Coordenadora do CEPI e da área de metodologia de ensino da FGV Direito SP
A quantidade de temas e a aceleração do conhecimento exercem grande pressão na montagem da grade curricular
Vivemos em tempos complexos. A quantidade de temas que nos cercam e que permeiam a educação é grande e cresce a cada dia. Sem muito esforço, conseguimos apontar vários deles, como inteligência artificial, ciberespaço, mudança climática, saúde mental, e assim por diante. Some-se a isso o crescimento acelerado do conhecimento, com o inevitável surgimento de novos conteúdos. Tudo isso exerce grande pressão na montagem da grade curricular, que já não comporta parcela significativa das propostas formuladas pelos docentes para oferta de disciplinas. Em um contexto tão desfavorável a novas iniciativas, por que devemos investir em formação de lideranças?
Dentre as habilidades úteis aos profissionais de todas as áreas, cito duas que frequentemente observo como essenciais para o sucesso em muitas empreitadas: o relacionamento pessoal e o networking.
Pois é, nada de programação, IA, ou qualquer forma de letramento digital, senão de habilidades que datam muito antes de qualquer teoria sobre o bit, mas que raramente se vê em programas de ensino.

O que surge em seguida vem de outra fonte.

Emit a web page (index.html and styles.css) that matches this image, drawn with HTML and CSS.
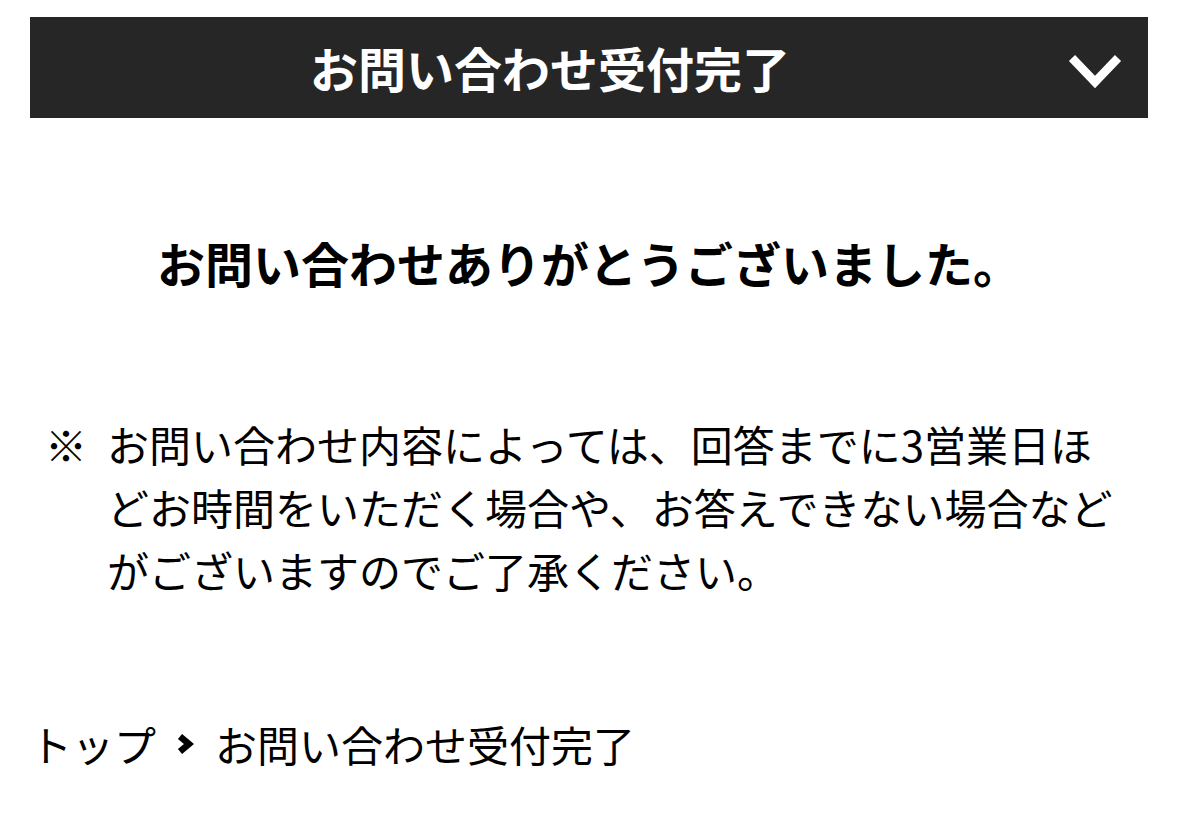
FILE: index.html
```html
<!DOCTYPE html>
<html lang="ja">
<head>
<meta charset="utf-8">
<title>お問い合わせ受付完了</title>
<link rel="stylesheet" href="styles.css">
</head>
<body>
<div class="page">
  <header class="bar">
    <span class="bar-spacer"></span>
    <h1 class="bar-title">お問い合わせ受付完了</h1>
    <span class="bar-toggle">
      <svg width="56" height="36" viewBox="0 0 56 36"><polyline points="5,5 28,29 51,5" fill="none" stroke="#fff" stroke-width="8.5" stroke-linejoin="miter" stroke-linecap="butt"/></svg>
    </span>
  </header>
  <h2 class="thanks">お問い合わせありがとうございました。</h2>
  <div class="note">
    <span class="note-mark">※</span>
    <p class="note-text">お問い合わせ内容によっては、回答までに3営業日ほどお時間をいただく場合や、お答えできない場合などがございますのでご了承ください。</p>
  </div>
  <nav class="crumbs">
    <span class="crumb">トップ</span>
    <span class="crumb-sep">
      <svg width="18" height="22" viewBox="0 0 18 22"><polyline points="4,3.5 13,11 4,18.5" fill="none" stroke="#000" stroke-width="6.5" stroke-linejoin="miter"/></svg>
    </span>
    <span class="crumb">お問い合わせ受付完了</span>
  </nav>
</div>
</body>
</html>
```

FILE: styles.css
```css
html, body {
  margin: 0;
  padding: 0;
  background: #fff;
}
body {
  font-family: "Noto Sans CJK JP", "Noto Sans", sans-serif;
  color: #000;
}
.page {
  padding: 17px 31px 0 30px;
}
.bar {
  height: 101px;
  background: #262626;
  display: grid;
  grid-template-columns: 280px auto 1fr;
  align-items: center;
}
.bar-title {
  margin: 0;
  color: #fff;
  font-size: 48px;
  font-weight: 700;
  line-height: 1;
  padding-bottom: 2px;
}
.bar-toggle {
  justify-self: end;
  margin-right: 25px;
  display: flex;
  margin-top: 6px;
}
.thanks {
  margin: 108px 0 0;
  text-align: center;
  font-size: 48px;
  font-weight: 700;
  line-height: 72px;
}
.note {
  margin-top: 114px;
  display: grid;
  grid-template-columns: 62px 1fr;
  padding-left: 15px;
  padding-right: 20px;
  font-size: 42px;
  line-height: 63px;
}
.note-mark {
  display: block;
}
.note-text {
  margin: 0;
}
.crumbs {
  margin-top: 111px;
  display: flex;
  align-items: center;
  font-size: 42px;
  line-height: 63px;
  padding-left: 0;
}
.crumb-sep {
  display: flex;
  margin: 0 21px 0 20px;
}
```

É curioso que algo tão essencial tenha pouco espaço no currículo acadêmico. Talvez essa mesma essencialidade seja a razão de ser pouco explorada na formação superior. Afinal, a quem caberia preparar pessoas para a vida social? A escola primária? Os pais? O analista? A vida? Dentre o universo de possíveis respostas, a universidade parece ser o local menos óbvio para tal.
Acontece que o relacionamento pessoal e o networking profissionais não são sinônimos de habilidades básicas de convívio social. E embora seja possível desenvolvê-los com a experiência por tentativa, erro e reflexão, é mais prático fazê-lo por meio de treinamento, como nos cursos de liderança. E como a formação profissional faz parte da missão da educação superior, também o faz a formação de lideranças.
Certamente, as razões para incorporá-los ao currículo vão além da pertinência com a educação superior. As habilidades de liderança são habilidades atemporais que promovem ganho pessoal independentemente da fase de vida, aumentando a resiliência profissional, já que melhoram a percepção do que ocorre no entorno do trabalho. Na sala de aula, isso se manifesta como melhor domínio das dinâmicas participativas, com evolução visível ao longo do curso, principalmente em programas longos como a graduação. Os alunos que aderem à proposta aprendem a escutar os colegas e a identificar o melhor momento para fazer colocações e questionamentos, e com melhor equilíbrio entre protagonismo e recuo, aumentando significativamente sua capacidade de convencer os demais.
Quando a adesão da turma é significativa, nota-se, ainda, um aumento no rendimento do grupo, com debates mais qualificados e menor dispersividade nos assuntos debatidos. No escopo do programa, isso significa maior aproveitamento do tempo em sala de aula, promovendo, nesse sentido, maior aproveitamento da grade curricular. Logo, o investimento em formação de liderança retorna como ganho de tempo de ensino-aprendizagem, nunca como desperdício de espaço da grade.
A rigor, sequer é necessário reservar espa-ço de grade dedicado à formação de lideranças, já que é plenamente possível desenvolver essas mesmas habilidades por meio de método de ensino adequado e pelos respectivos critérios de avaliação. Por exemplo, aplicar um role play que avalie (também) o desempenho nas habilidades de lideranças.
Num cenário ideal, em que o corpo docente é formado e tem experiência na aplicação de métodos de ensino, é possível desenvolver habilidades de liderança ao longo de todo o programa, buscando o seu aprimoramento constante. Num cenário mais realista, é útil identificar as disciplinas que mais fazem uso de métodos ativos e desenvolver um projeto que promova o desenvolvimento dessas habilidades pelo maior número de períodos e o mais cedo possível. Havendo espaço, seria bastante útil oferecer uma disciplina dedicada à formação de lideranças após os períodos iniciais, mas antes do período final, isto é, quando o aluno já possui repertório e experiência suficientes para explorar com maturidade o treinamento e com tempo remanescente para treiná-las nos períodos finais.
De certa maneira, o que a formação de lideranças promove no programa de ensino é aprender a aprender, como se estivéssemos treinando os alunos a serem alunos melhores. Em outras palavras, até para ser aluno é necessário aprender. Ser aluno não é simplesmente um estado ou uma posição no organograma da educação, mas uma construção que demanda o desenvolvimento de habilidades. Tudo isso, com o bônus de que tais habilidades lhe serão úteis para o resto da vida.